Hely Hutchinson said Neon would also undertake work on apps that have nothing to do with games, reporting to Richard Kitson, Hachette commercial director. Hely Hutchinson said: “I think the skills and knowledge they have at Neon Play will help us, for example with a cookery book app or an educational app that actually has nothing to do with games, so I see the acquisition as taking us several steps forward in various parallel relevant directions.”
This cultural exchange could almost be more important than anything actually produced. Somehow, the world of books needs to understand that there is an audience for creative content that might once have made books their first choice but which now picks up a mobile instead. That this no longer feels like an overnight threat has led some in the sector to believe that it is no threat at all. Go ride the Tube someday, you'll get a sense of how things are changing.

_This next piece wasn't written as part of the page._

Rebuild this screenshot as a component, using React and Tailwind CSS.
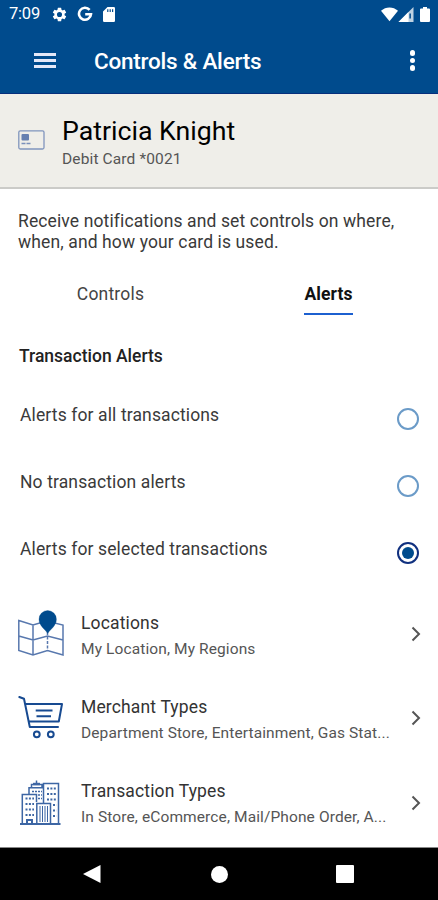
const sans = "font-['Roboto','Liberation_Sans',sans-serif]";

function GearIcon() {
  return (
    <svg viewBox="0 0 24 24" className="h-[17px] w-[17px]" fill="currentColor">
      <path d="M19.14 12.94c.04-.3.06-.61.06-.94s-.02-.64-.07-.94l2.03-1.58a.49.49 0 0 0 .12-.61l-1.92-3.32a.49.49 0 0 0-.59-.22l-2.39.96a7 7 0 0 0-1.62-.94l-.36-2.54a.48.48 0 0 0-.48-.41h-3.84a.48.48 0 0 0-.47.41l-.36 2.54c-.59.24-1.13.57-1.62.94l-2.39-.96a.48.48 0 0 0-.59.22L2.74 8.87a.48.48 0 0 0 .12.61l2.03 1.58c-.05.3-.09.63-.09.94s.02.64.07.94l-2.03 1.58a.49.49 0 0 0-.12.61l1.92 3.32c.12.22.37.29.59.22l2.39-.96c.5.38 1.03.7 1.62.94l.36 2.54c.05.24.24.41.48.41h3.84c.24 0 .44-.17.47-.41l.36-2.54a7 7 0 0 0 1.62-.94l2.39.96c.22.08.47 0 .59-.22l1.92-3.32a.48.48 0 0 0-.12-.61zM12 15.6a3.6 3.6 0 1 1 0-7.2 3.6 3.6 0 0 1 0 7.2z" />
    </svg>
  );
}

function StatusBar() {
  return (
    <div className="flex h-7 items-center pr-[8px] pl-[9px] text-white">
      <span className="w-[42px] text-[16.500px] leading-7 tracking-[-0.2px]">7:09</span>
      <GearIcon />
      <svg viewBox="0 0 16 16" className="ml-[9px] h-4 w-4" fill="none" stroke="currentColor" strokeWidth="2.6">
        <path d="M12.6 3.9A6 6 0 1 0 14 8.2H8.2" />
      </svg>
      <svg viewBox="0 0 12 15" className="ml-2.5 h-[15px] w-3" fill="currentColor">
        <path fillRule="evenodd" d="M4.5 0H10.8A1.2 1.2 0 0 1 12 1.2V13.8A1.2 1.2 0 0 1 10.8 15H1.2A1.2 1.2 0 0 1 0 13.8V4.5ZM4.2 2.3V4.9H5.4V2.3ZM6.6 2.3V4.9H7.8V2.3ZM9 2.3V4.9H10.2V2.3Z" />
      </svg>
      <svg viewBox="0 0 18 15" className="ml-auto h-[15px] w-[17px]" fill="currentColor">
        <path d="M0 3.6C5 -1.2 13 -1.2 18 3.6L9 14.6Z" />
      </svg>
      <svg viewBox="0 0 16 15" className="h-[15px] w-4" fill="currentColor">
        <path d="M15.5 0V15H.5Z" opacity=".75" />
        <path d="M10.5 5V15H.5Z" />
        <path d="M11.4 6.5h1.5v5h-1.5z" fill="#004b8d" />
      </svg>
      <svg viewBox="0 0 10 15" className="ml-1.5 h-[15px] w-2.5" fill="currentColor">
        <path d="M3 0h4v1.5h2a1 1 0 0 1 1 1V14a1 1 0 0 1-1 1H1a1 1 0 0 1-1-1V2.500a1 1 0 0 1 1-1h2z" />
      </svg>
    </div>
  );
}

function AppBar() {
  return (
    <div className="flex h-[65px] items-center pr-[23px] pl-[34px] text-white">
      <div className="flex w-[22px] flex-col gap-[3px]">
        <span className="h-[3px] bg-[#e4e8f8]" />
        <span className="h-[3px] bg-[#e4e8f8]" />
        <span className="h-[3px] bg-[#e4e8f8]" />
      </div>
      <h1 className="mt-[2px] ml-[38px] text-[22.500px] font-medium tracking-[-0.22px]">Controls &amp; Alerts</h1>
      <div className="ml-auto flex flex-col gap-[2px]">
        <span className="size-[5.500px] rounded-full bg-white" />
        <span className="size-[5.500px] rounded-full bg-white" />
        <span className="size-[5.500px] rounded-full bg-white" />
      </div>
    </div>
  );
}

function CardHeader() {
  return (
    <section className="flex h-[95px] border-b-2 border-[#cbcbc8] bg-[#efeee9] pl-[18px]">
      <svg viewBox="0 0 27 20" className="mt-[36px] h-5 w-[27px]" fill="none">
        <rect x=".8" y=".8" width="25.200" height="18.200" rx="1.500" stroke="#8095bd" strokeWidth="1.300" />
        <rect x="3.500" y="4" width="7.500" height="6.500" rx="1" fill="#6680b0" />
        <path d="M3.500 13.500h4M8.500 13.500h4" stroke="#7a90ba" strokeWidth="1.300" />
      </svg>
      <div className="ml-[17px] pt-[21px]">
        <h2 className="text-[26.700px] leading-8 text-black">Patricia Knight</h2>
        <p className="text-[15.500px] leading-[25px] tracking-[0.13px] text-[#555]">Debit Card *0021</p>
      </div>
    </section>
  );
}

function RadioRow({ label, selected }) {
  return (
    <label className="flex h-[67px] items-center pr-[19px] pl-5">
      <span className="mb-[9px] text-[17.500px] tracking-[0.12px] text-[#3a3a3a]">{label}</span>
      {selected ? (
        <span className="mb-[2px] ml-auto flex size-[22px] items-center justify-center rounded-full border-2 border-[#10307f]">
          <span className="size-3 rounded-full bg-[#004b8d]" />
        </span>
      ) : (
        <span className="mb-[2px] ml-auto size-[22px] rounded-full border-2 border-[#6b9bc8]" />
      )}
    </label>
  );
}

function MapIcon() {
  return (
    <svg viewBox="0 0 48 48" className="h-12 w-12" fill="none" stroke="#5878ae" strokeWidth="1.500">
      <path d="M.8 10.500 15 15 28.500 11 45 15V45L29.500 40.500 15 45 .8 40.500ZM15 15V45M.8 26 15 30 29.500 26 45 30" />
      <path d="M29.500 22V40.500" strokeDasharray="3 1.500" />
      <path d="M29.700 23.500C27.500 19.500 21 16 21 9.200A8.700 8.700 0 0 1 38.400 9.200C38.400 16 32 19.500 29.700 23.500Z" fill="#004b8d" stroke="#004b8d" strokeWidth=".3" />
    </svg>
  );
}

function CartIcon() {
  return (
    <svg viewBox="0 0 48 48" className="h-12 w-12" fill="none" stroke="#174a91" strokeWidth="2">
      <path d="M1.300 3 6 4.800 11.800 33H40" strokeLinecap="round" strokeLinejoin="round" />
      <path d="M7.500 10H44L40.800 27.500H11" strokeLinejoin="round" />
      <path d="M17.700 16.500H34.500M18.500 22.300H33" />
      <circle cx="18.800" cy="40.300" r="2.900" />
      <circle cx="32.800" cy="40.300" r="2.900" />
    </svg>
  );
}

function BuildingsIcon() {
  return (
    <svg viewBox="0 0 48 48" className="h-12 w-12" fill="none" stroke="#3d66a4" strokeWidth="1.500">
      <path d="M2 45H42.500" strokeWidth="1.800" />
      <path d="M4.300 44.500V15.500H18.500V23M11 15.500V8.800H25M13.500 8.500V5.500H24V8.500M18.500 5V1.500M25.500 24V4.500H40.500V44.500M18.800 44.500V24.500H32.500V44.500" />
      <path d="M15 5H22" strokeWidth="2.400" />
      <path d="M7.500 19.500H16M7.500 25H16M7.500 30.500H16M7.500 36H16M29 9.500H38M29 15H38M29 20.500H38M35 26H38.500M35 31.500H38.500M35 37H38.500" strokeWidth="1.800" strokeDasharray="2 1.400" />
      <path d="M14 12.500H24M20 16H24M20 19.500H24" strokeDasharray="2 1" />
      <path d="M22 27V43M24.500 27V43M27 27V43M29.500 27V43" strokeWidth="1" />
      <path d="M9 44.500V41H14V44.500" strokeWidth="2" />
    </svg>
  );
}

function AlertRow({ icon, title, detail }) {
  return (
    <div className="flex h-[84.400px] items-start pr-[17px] pl-[18px]">
      <div className="mt-[18px]">{icon}</div>
      <div className="ml-[15px] w-[320px] pt-[17.500px] whitespace-nowrap">
        <h4 className="text-[17.500px] leading-[26px] tracking-[0.15px] text-[#333]">{title}</h4>
        <p className="text-[15.500px] leading-[26px] tracking-[0.11px] text-[#555]">{detail}</p>
      </div>
      <svg viewBox="0 0 10 16" className="mt-[34px] ml-auto h-4 w-2.5" fill="none" stroke="#555" strokeWidth="2">
        <path d="M1.500 1.500 8 8 1.500 14.500" />
      </svg>
    </div>
  );
}

export default function App() {
  return (
    <div className={`${sans} flex h-[900px] w-[438px] flex-col overflow-hidden bg-white`}>
      <header className="h-[94px] shrink-0 border-b border-[#062f7c] bg-[#004b8d]">
        <StatusBar />
        <AppBar />
      </header>
      <CardHeader />
      <main className="h-[658px] shrink-0">
        <p className="h-[79px] pt-[22px] pl-[18px] text-[17.500px] leading-[21px] tracking-[0.12px] text-[#3a3a3a]">
          Receive notifications and set controls on where,
          <br />
          when, and how your card is used.
        </p>
        <nav className="grid h-[48px] grid-cols-2 text-[17.500px] leading-[26px]">
          <div className="flex justify-center pt-[13px] pl-[2px] tracking-[0.2px] text-[#444]">Controls</div>
          <div className="flex justify-center pt-[13px]">
            <span className="h-[34px] border-b-2 border-[#1c60d0] font-bold tracking-[0.1px] text-[#111]">Alerts</span>
          </div>
        </nav>
        <h3 className="h-[70px] pt-[27px] pl-[19px] text-[17.500px] leading-[26px] font-medium text-[#222]">Transaction Alerts</h3>
        <RadioRow label="Alerts for all transactions" />
        <RadioRow label="No transaction alerts" />
        <RadioRow label="Alerts for selected transactions" selected />
        <div className="pt-[5px]">
          <AlertRow icon={<MapIcon />} title="Locations" detail="My Location, My Regions" />
          <AlertRow icon={<CartIcon />} title="Merchant Types" detail="Department Store, Entertainment, Gas Stat..." />
          <AlertRow icon={<BuildingsIcon />} title="Transaction Types" detail="In Store, eCommerce, Mail/Phone Order, A..." />
        </div>
      </main>
      <footer className="flex flex-1 items-center border-t border-[#888] bg-black pl-[83px]">
        <svg viewBox="0 0 18 18" className="size-[18px]" fill="#fff">
          <path d="M0 9 17.500 0V18Z" />
        </svg>
        <span className="ml-[110px] size-[17px] rounded-full bg-white" />
        <span className="ml-[108px] size-[18px] rounded-[1px] bg-white" />
      </footer>
    </div>
  );
}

The challenge all book publishers face right now is how much to prepare for this possible future, while not distracting themselves from the reality of the day-to-day job. The sector has already tried a lot of stuff, and nearly everything has struggled to provide an imprint for what this tomorrow might look like. A publishing executive recently told me that the one thing they’d learned from a recent digital product launch was that the only way to monetise it was to make it into a book.
The Neon deal is about figuring out if one day there will be a second option.